Une fusion proche du plastique
L’aventure rennaise a commencé en 2018, lorsque Johann Troles doit concevoir une nouvelle pièce en verre noir, impossible à fabriquer avec les techniques classiques1. « Il s’agit d’un cylindre creux de quelques centimètres contenant 6 petits cylindres creux, dessiné par ordinateur, pour un passage optimal de la lumière dans l’infrarouge. »
Très vite, la technique de fabrication en 3D par dépose de filament fondu apparaît comme la solution la plus adaptée aux verres noirs. « Composés de sélénium, d’arsenic et de tellure, ils ont une température de fusion de 300 °C, proche de celle des plastiques couramment imprimés en 3D. »

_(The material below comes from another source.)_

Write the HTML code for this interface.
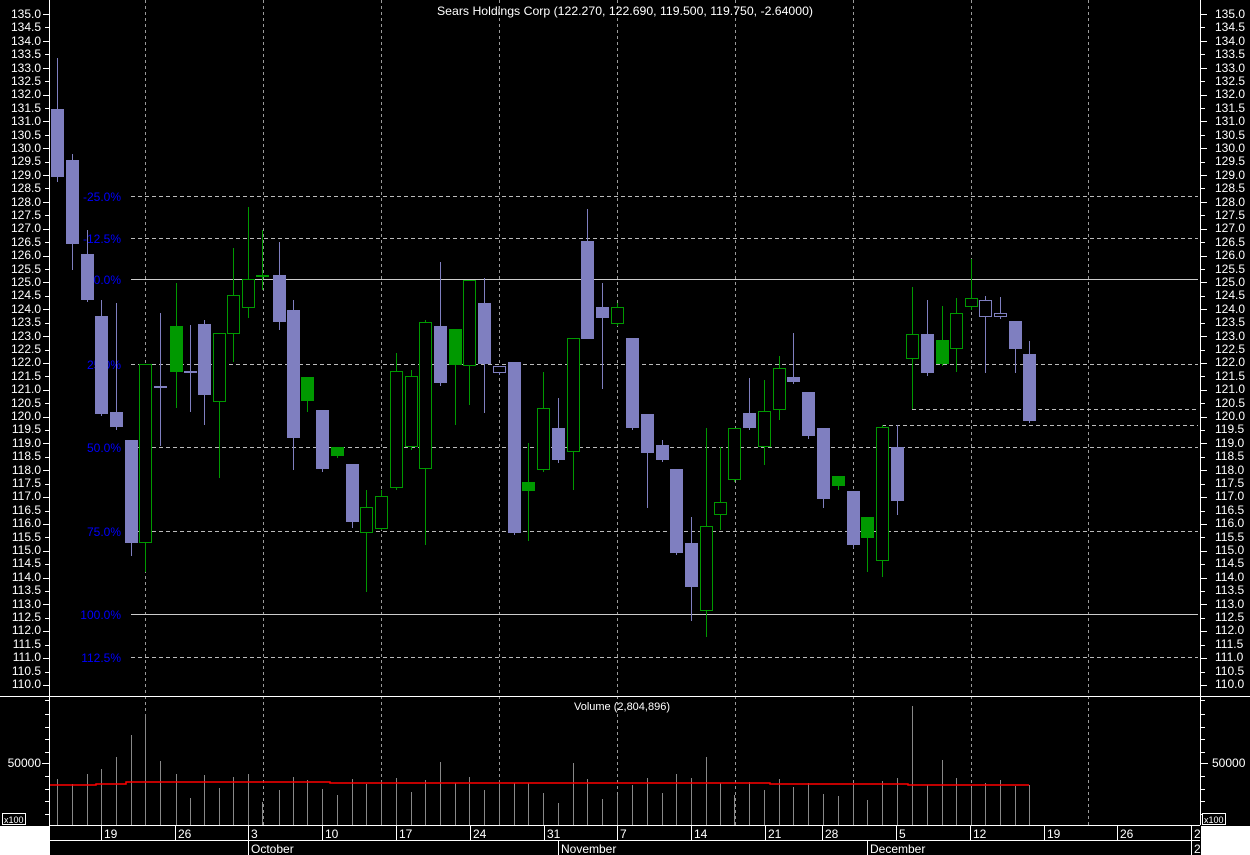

Un an de travail2 et une bonne dose de bricolage, à partir de kits disponibles dans le commerce, ont été nécessaires pour développer une première imprimante 3D adaptée au verre. « Il a notamment fallu adapter la température de la chambre de fusion et trouver un système pour que le filament de verre adhère au plateau d’impression sans glisser. »
Sans oxygène, ni humidité
Les premières préformes en verre noir ont été imprimées fin 2019. « La forme est bonne mais il y a encore des défauts de transmission des infrarouges en comparaison avec les techniques classiques de fabrication », poursuit le chimiste. Pour améliorer la qualité de ces préformes, Antoine Gautier, assistant ingénieur au CNRS, développe une deuxième imprimante sous atmosphère inerte sans oxygène, ni humidité. « J’ai aussi installé un mécanisme permettant à la baguette de verre de 3 mm de diamètre d’être guidée jusqu’à la chambre de fusion sans risque d’être cassée. » Une révolution qui ne fait que commencer !
1. Moulage, extrusion ou perçage.
2. Avec l’aide de quatre autres chercheurs dont deux doctorants à temps plein.